Bir süre oturduktan sonra Barla’nın âlim ve fâzıl zâtlarının kabirlerini ziyaret ettik. Arkadaşlar kabir ziyaretlerine devam ederken, ben kabristanın hâkim bir noktasına çıktım ve etrafı seyre başladım. Hayalen, yirmi-otuz sene önceki Barla’ya baktım: Geçit vermez, sarp dağlar arasında, “kuş uçmaz, kervan geçmez” ıssız, yolsuz, kimsesiz garib bir köy. Ve bu köyde, herkesten ve her şeyden tecrid edilmiş, yalnızlığa terkedilmiş garib bir insan… Ellerine kelepçe vurulduğu yetmemiş gibi, lisan ve kalemi de susturulmak istenmiş bir mazlum… Tazyik ve tahkirlere maruz bırakılmış bir mütefekkir…
O kapkara zulüm yıllarında fikir ve hissiyatımla dolaşıp durdum. Ruh iklimimde gâh hiddet, gâh rikkat fırtınaları esti. Vicdanım, hakikat nâmına feveran etti. Kalb ve ruhumu derin bir elem ve ızdırab sardı. Gözlerimde buğulaşan rikkat bulutları, takattur etti ve damlalar peş-peşe döküldü. Kendi kendime şöyle düşündüm:
“Demek ki, şiddet ve tazyikler, zulüm ve istibdatlar, felâket ve musibetler, insan fıtratındaki ulvî istidatları alevlendiriyor, hamiyeti körüklüyor; neticede, hakikat ateşini yakıyor.”

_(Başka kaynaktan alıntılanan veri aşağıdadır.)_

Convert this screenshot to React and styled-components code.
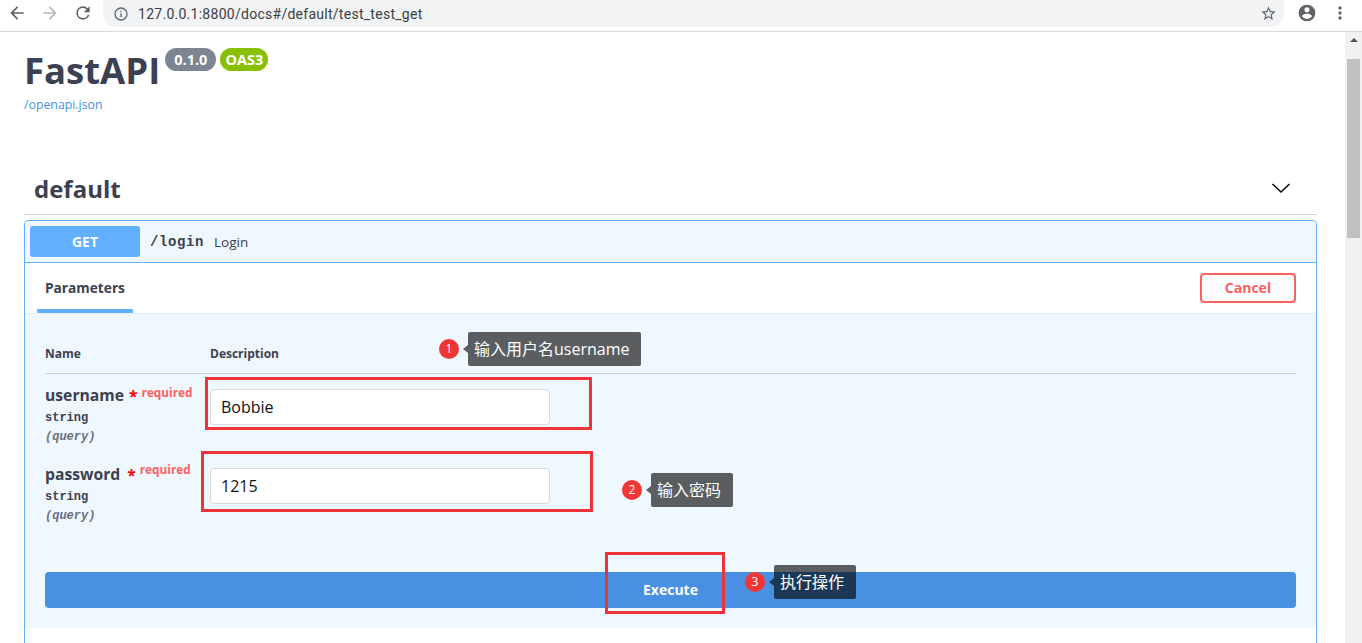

“İnsan, bazen cemâlin, bazen celâlin tecellilerine mazhar olmakla kemâlini buluyor. Hakikat-ı insaniyet, kıvamını, ism-i celâl ve cemâlin tezgâhlarında dokunmakla buluyor.”
“Evet, Bediüzzaman Hazretlerine yapılan katmerli zulümler, O’nun peşini bir türlü bırakmayan ızdırablar, O’nu hedef alan vahşi muameleler, O’na o ulvî dâvasında birer enerji kaynağı olmuş, hamiyetini daha da ateşlendirmiş,feverana getirmişti. Bu mihnet ve ızdıraplar, ruhunu mâsivadan tecrid ile O’nu manevî feyzin kucağına atmıştı. Zulüm, O’na fütur verememiş,belki bir slle-i’teşvik hükmüne geçmişti. Bu tazyiklerin neticesinde, Barla’da cemâldârâne tecelliler zuhur etmişti. Barla bir Nur çağlayanı olmuştu.Burada manevî ve nûranî bir santral kurulmuştu. O zifiri karanlık günlerde,bütün Anadolu’ya nûr ve ışık bu santraldan gidecekti. Manen aç ve susuz bırakılmış şu vatan gençleri, artık bu menbadan teşerrüb edeceklerdi.”
Bu düşünceler içerisinde, kalbim inşirah buldu, ruhum keyiflendi, dudaklarımdan:
“Takdir-i Huda kuvve-i pazu ile dönmez.
Bir şem’a ki Mevlâ yaka, üflemekle sönmez.”
mısraları döküldü… Barla bütün cihana ispat etmişti ki; şahıslar ölür, cemiyetler dağılır, hattâ devletler haritadan silinebilirdi. Fakat, inançlar ve fikirler ölmez ve öldürülemezdi. Surî saltanat ve debdebeler bir gün gelir sona ererdi, ama manevî saltanatlar devam ederdi. Nitekim Van’da ekilen tohumlar, bu zeminde çiçek açmış ve meyve vermişti.
Bediüzzaman’ın mânevi saltanatı devam ediyordu. O hicranlı, ızdırablı tecritler, hazin, firkatli gurbetler içindeyken; şu dağlar arasından büyük bir celâdet ve şehametle haykırmış ve dâvasında muvaffak olmuştu.